I don’t normally take such a reflective tack while writing about new records, but the singular nature of 1984 prompts it. Comprised entirely of a single forty-one minute piece which adds instrumentation at a glacial pace, 1984 presses the sounds and textures the have accrued over their tenure into more experimental purposes. Sixth June obviously aren’t the first act to use established post-punk instrumentation to craft music wholly removed from traditional pop song structures, but the slowly, slowly, slowly shifting minimalism of 1984 has less in common with Wire or Pere Ubu than it does Terry Riley or Harold Budd (or perhaps even the monomaniacal circling of Ravel’s “BolĂ©ro”, though it never reaches that work’s grotesque excess).
Slow, loping bass and a set of emerging woodwinds make up most of the composition, with only the slightest variations emerging between them for the first half of the piece, while some mournful sax (which perhaps has something of the Legendary Pink Dots’ more melancholy moments) makes brief riposte and punctuation. When Andonov’s vocals emerge alongside some percussion at the thirty minute mark, with multi-tracking adding almost Enya-styled depth and texture, it’s to intone one of the simple refrains the woodwinds have been repeating throughout. The words, “Don’t look for anyone, I am the one”, feel so open-ended after such a sustained groove that they can be taken just about any way the listener desires.

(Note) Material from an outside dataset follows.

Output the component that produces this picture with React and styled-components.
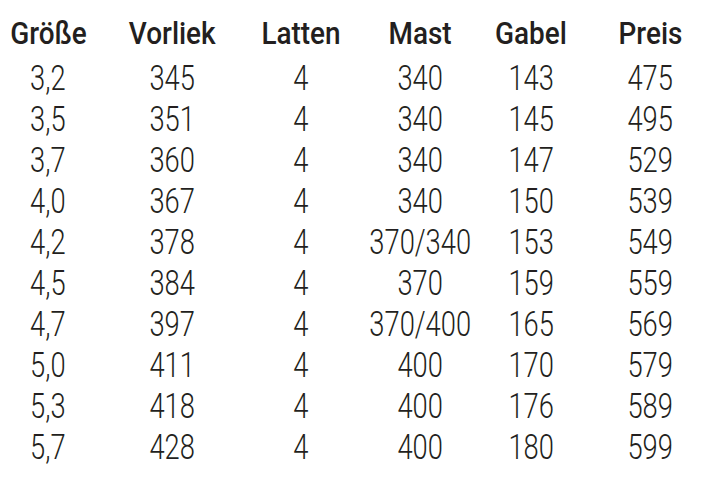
import React from "react";
import styled, { createGlobalStyle } from "styled-components";

const GlobalStyle = createGlobalStyle`
  html, body {
    margin: 0;
    padding: 0;
    background: #ffffff;
    overflow: hidden;
  }
`;

const columns = ["Größe", "Vorliek", "Latten", "Mast", "Gabel", "Preis"];

const rows = [
  ["3,2", "345", "4", "340", "143", "475"],
  ["3,5", "351", "4", "340", "145", "495"],
  ["3,7", "360", "4", "340", "147", "529"],
  ["4,0", "367", "4", "340", "150", "539"],
  ["4,2", "378", "4", "370/340", "153", "549"],
  ["4,5", "384", "4", "370", "159", "559"],
  ["4,7", "397", "4", "370/400", "165", "569"],
  ["5,0", "411", "4", "400", "170", "579"],
  ["5,3", "418", "4", "400", "176", "589"],
  ["5,7", "428", "4", "400", "180", "599"],
];

const Table = styled.div`
  display: grid;
  grid-template-columns: 96px 152px 106px 132px 90px 148px;
  padding-top: 10px;
  color: #231f20;
  font-family: Roboto, "Liberation Sans", sans-serif;
`;

const Head = styled.div`
  height: 48px;
  line-height: 48px;
  font-size: 31px;
  font-weight: 500;
  text-align: center;
  white-space: nowrap;

  span {
    display: inline-block;
    transform: scaleX(0.9);
  }
`;

const Cell = styled.div`
  height: 41px;
  line-height: 41px;
  font-size: 35px;
  font-weight: 300;
  text-align: center;
  white-space: nowrap;

  span {
    display: inline-block;
    transform: scaleX(0.78);
  }
`;

export default function App() {
  return (
    <>
      <GlobalStyle />
      <Table>
        {columns.map((c) => (
          <Head key={c}>
            <span>{c}</span>
          </Head>
        ))}
        {rows.map((r, i) =>
          r.map((v, j) => (
            <Cell key={i + "-" + j}>
              <span>{v}</span>
            </Cell>
          ))
        )}
      </Table>
    </>
  );
}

1984 likely isn’t the sort of move anyone was expecting Sixth June to make, and the cryptically impassive mood of the piece isn’t giving anything away. Hell, even the title feels like a cipher – the number’s literary significance being so widespread as to almost lose its meaning. But even if they’re not offering clear clues as to why, Sixth June have taken an ambitious journey while still retaining the sounds which have made them such a charming and ineluctable presence over these past years.
It’s 1:00 am, and 1984 has just played through for the fourth time tonight. It might be cool enough to go outside for some air.